→ GIVEN INFORMATION
○ ○ ○ ○

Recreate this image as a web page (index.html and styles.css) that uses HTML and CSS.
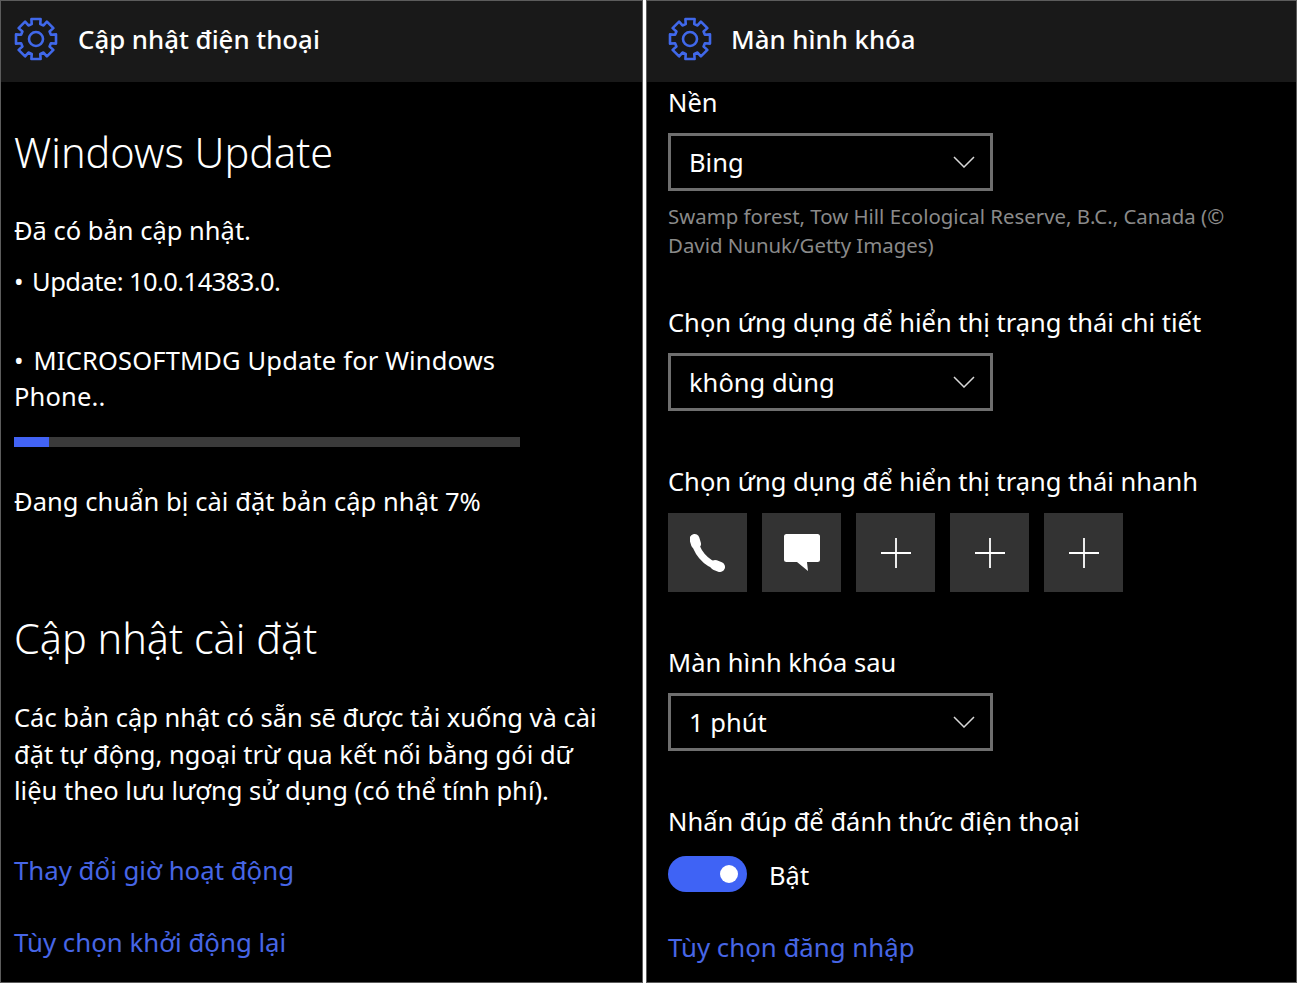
FILE: index.html
```html
<!DOCTYPE html>
<html lang="vi">
<head>
    <meta charset="UTF-8">
    <title>Cập nhật điện thoại - Màn hình khóa</title>
    <link rel="stylesheet" href="styles.css">
</head>
<body>
    <div class="screens">
        <!-- Phone update screen -->
        <section class="screen">
            <header class="screen-header">
                <svg class="gear" viewBox="0 0 44 44"><use href="#gear-icon"></use></svg>
                <h1>Cập nhật điện thoại</h1>
            </header>
            <div class="update-body">
                <h2 class="first-title">Windows Update</h2>
                <p class="status">Đã có bản cập nhật.</p>
                <p class="item"><span class="bullet">•</span> Update: 10.0.14383.0.</p>
                <p class="item-long"><span class="bullet">•</span> MICROSOFTMDG Update for Windows<br>Phone..</p>
                <div class="progress"><div class="progress-fill" style="width: 7%"></div></div>
                <p class="progress-text">Đang chuẩn bị cài đặt bản cập nhật 7%</p>
                <h2 class="second-title">Cập nhật cài đặt</h2>
                <p class="description">Các bản cập nhật có sẵn sẽ được tải xuống và cài<br>đặt tự động, ngoại trừ qua kết nối bằng gói dữ<br>liệu theo lưu lượng sử dụng (có thể tính phí).</p>
                <a class="link link-hours" href="#">Thay đổi giờ hoạt động</a>
                <a class="link link-restart" href="#">Tùy chọn khởi động lại</a>
            </div>
        </section>

        <!-- Lock screen settings -->
        <section class="screen screen-lock">
            <header class="screen-header">
                <svg class="gear" viewBox="0 0 44 44"><use href="#gear-icon"></use></svg>
                <h1>Màn hình khóa</h1>
            </header>
            <div class="lock-body">
                <label class="field-label">Nền</label>
                <div class="select"><span>Bing</span><svg class="chevron" viewBox="0 0 22 12"><path d="M1 1l10 10L21 1"/></svg></div>
                <p class="photo-credit">Swamp forest, Tow Hill Ecological Reserve, B.C., Canada (©<br>David Nunuk/Getty Images)</p>
                <label class="field-label label-detail">Chọn ứng dụng để hiển thị trạng thái chi tiết</label>
                <div class="select"><span>không dùng</span><svg class="chevron" viewBox="0 0 22 12"><path d="M1 1l10 10L21 1"/></svg></div>
                <label class="field-label label-quick">Chọn ứng dụng để hiển thị trạng thái nhanh</label>
                <div class="quick-apps">
                    <div class="quick-app">
                        <svg viewBox="0 0 36 38">
                            <path class="handset" d="M5 5c0 11 10 25 25 28"/>
                            <path class="handset-end" d="M4.500 5l1.500 5M25 31l5 2"/>
                        </svg>
                    </div>
                    <div class="quick-app">
                        <svg viewBox="0 0 36 38"><path class="solid" d="M2.500 0h31a2.500 2.500 0 0 1 2.500 2.500v23a2.500 2.500 0 0 1-2.500 2.500H23l1 9-11-9H2.500a2.500 2.500 0 0 1-2.500-2.500v-23A2.500 2.500 0 0 1 2.500 0z"/></svg>
                    </div>
                    <div class="quick-app"><svg viewBox="0 0 30 30"><path class="plus" d="M15 0v30M0 15h30"/></svg></div>
                    <div class="quick-app"><svg viewBox="0 0 30 30"><path class="plus" d="M15 0v30M0 15h30"/></svg></div>
                    <div class="quick-app"><svg viewBox="0 0 30 30"><path class="plus" d="M15 0v30M0 15h30"/></svg></div>
                </div>
                <label class="field-label label-after">Màn hình khóa sau</label>
                <div class="select"><span>1 phút</span><svg class="chevron" viewBox="0 0 22 12"><path d="M1 1l10 10L21 1"/></svg></div>
                <label class="field-label label-tap">Nhấn đúp để đánh thức điện thoại</label>
                <div class="toggle-row">
                    <div class="toggle"><div class="toggle-knob"></div></div>
                    <span class="toggle-text">Bật</span>
                </div>
                <a class="link link-signin" href="#">Tùy chọn đăng nhập</a>
            </div>
        </section>
    </div>

    <!-- shared gear icon -->
    <svg class="icon-defs" width="0" height="0">
        <symbol id="gear-icon" viewBox="0 0 44 44">
            <path fill="none" stroke="#4068ea" stroke-width="2.600" stroke-linejoin="round" d="M17.730 7.100L17.400 2H26.600L26.270 7.100L29.520 8.440L32.890 4.610L39.390 11.110L35.560 14.480L36.900 17.730L42 17.400V26.600L36.900 26.270L35.560 29.520L39.390 32.890L32.890 39.390L29.520 35.560L26.270 36.900L26.600 42H17.400L17.730 36.900L14.480 35.560L11.110 39.390L4.610 32.890L8.440 29.520L7.100 26.270L2 26.600V17.400L7.100 17.730L8.440 14.480L4.610 11.110L11.110 4.610L14.480 8.440Z"/>
            <circle cx="22" cy="22" r="7" fill="none" stroke="#4068ea" stroke-width="2.600"/>
        </symbol>
    </svg>
</body>
</html>
```

FILE: styles.css
```css
body {
    margin: 0;
    background-color: #fff;
    font-family: "Noto Sans", "Open Sans", sans-serif;
    color: #fff;
}

h1, h2, p {
    margin: 0;
    font-weight: 400;
}

.icon-defs {
    display: block;
}

.screens {
    display: grid;
    grid-template-columns: 643px 651px;
    gap: 3px;
    height: 983px;
    width: 1297px;
    overflow: hidden;
}

.screen {
    background-color: #000;
    min-width: 0;
    overflow: hidden;
    outline: 1px solid #5c5c5c;
    outline-offset: -1px;
}

/* Header bar */
.screen-header {
    display: flex;
    align-items: center;
    height: 82px;
    box-sizing: border-box;
    padding: 0 0 5px 14px;
    background-color: #191919;
}

.screen-lock .screen-header {
    padding-left: 22px;
}

.gear {
    width: 44px;
    height: 44px;
    margin-right: 20px;
}

.screen-lock .gear {
    margin-right: 19px;
}

.screen-header h1 {
    font-size: 25.800px;
    line-height: 34px;
    font-weight: 500;
}

/* Left side */
.update-body {
    padding-left: 14px;
    font-size: 25.500px;
    line-height: 36px;
}

.update-body h2 {
    font-size: 41.400px;
    line-height: 56px;
    font-weight: 300;
}

.first-title {
    padding-top: 42px;
}

.status {
    margin-top: 32px;
}

.bullet {
    margin-right: 3px;
}

.item {
    margin-top: 15px;
    letter-spacing: -0.560px;
}

.item-long {
    margin-top: 43px;
    letter-spacing: 0.160px;
}

.progress {
    width: 506px;
    height: 10px;
    margin-top: 23px;
    background-color: #3a3a3a;
}

.progress-fill {
    height: 100%;
    background-color: #4263f5;
}

.progress-text {
    margin-top: 36px;
    letter-spacing: 0.060px;
}

.update-body .second-title {
    margin-top: 91px;
}

.description {
    margin-top: 33px;
    line-height: 36.500px;
}

.link {
    display: block;
    color: #4766e6;
    text-decoration: none;
    font-size: 25.800px;
    line-height: 36px;
}

.link-hours {
    margin-top: 43px;
}

.link-restart {
    margin-top: 36px;
}

/* Right side */
.lock-body {
    padding: 2px 0 0 22px;
    font-size: 25.500px;
    line-height: 36px;
}

.field-label {
    display: block;
}

.select {
    display: flex;
    align-items: center;
    justify-content: space-between;
    width: 325px;
    height: 58px;
    box-sizing: border-box;
    margin-top: 13px;
    padding: 0 15px 0 18px;
    border: 3px solid #6e6e6e;
}

.chevron {
    width: 22px;
    height: 12px;
    fill: none;
    stroke: #d8d8d8;
    stroke-width: 1.500;
}

.photo-credit {
    margin-top: 11px;
    font-size: 20.400px;
    line-height: 29px;
    color: #8a8a8a;
}

.label-detail {
    margin-top: 44px;
}

.label-quick {
    margin-top: 52px;
}

.quick-apps {
    display: flex;
    gap: 15px;
    margin-top: 14px;
}

.quick-app {
    display: flex;
    align-items: center;
    justify-content: center;
    width: 79px;
    height: 79px;
    background-color: #333;
}

.quick-app svg {
    width: 36px;
    height: 38px;
}

.quick-app .solid {
    fill: #fff;
}

.quick-app .handset {
    fill: none;
    stroke: #fff;
    stroke-width: 7;
    stroke-linecap: round;
}

.quick-app .handset-end {
    fill: none;
    stroke: #fff;
    stroke-width: 10;
    stroke-linecap: round;
}

.quick-app .plus {
    fill: none;
    stroke: #fff;
    stroke-width: 1.800;
}

.quick-app:nth-child(n+3) svg {
    width: 30px;
    height: 30px;
}

.label-after {
    margin-top: 52px;
}

.label-tap {
    margin-top: 52px;
}

.toggle-row {
    display: flex;
    align-items: center;
    gap: 22px;
    margin-top: 16px;
}

.toggle {
    display: flex;
    align-items: center;
    justify-content: flex-end;
    width: 79px;
    height: 36px;
    box-sizing: border-box;
    padding-right: 9px;
    border-radius: 18px;
    background-color: #3f63f5;
}

.toggle-knob {
    width: 18px;
    height: 18px;
    border-radius: 50%;
    background-color: #fff;
}

.toggle-text {
    padding-top: 2px;
}

.link-signin {
    margin-top: 36px;
}
```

○ ○ ○ ○

Point out every line holding the string "styles" and copy it.

Recreate this image as a web page (index.html and styles.css) that uses HTML and CSS.
    <link rel="stylesheet" href="styles.css">
FILE: styles.css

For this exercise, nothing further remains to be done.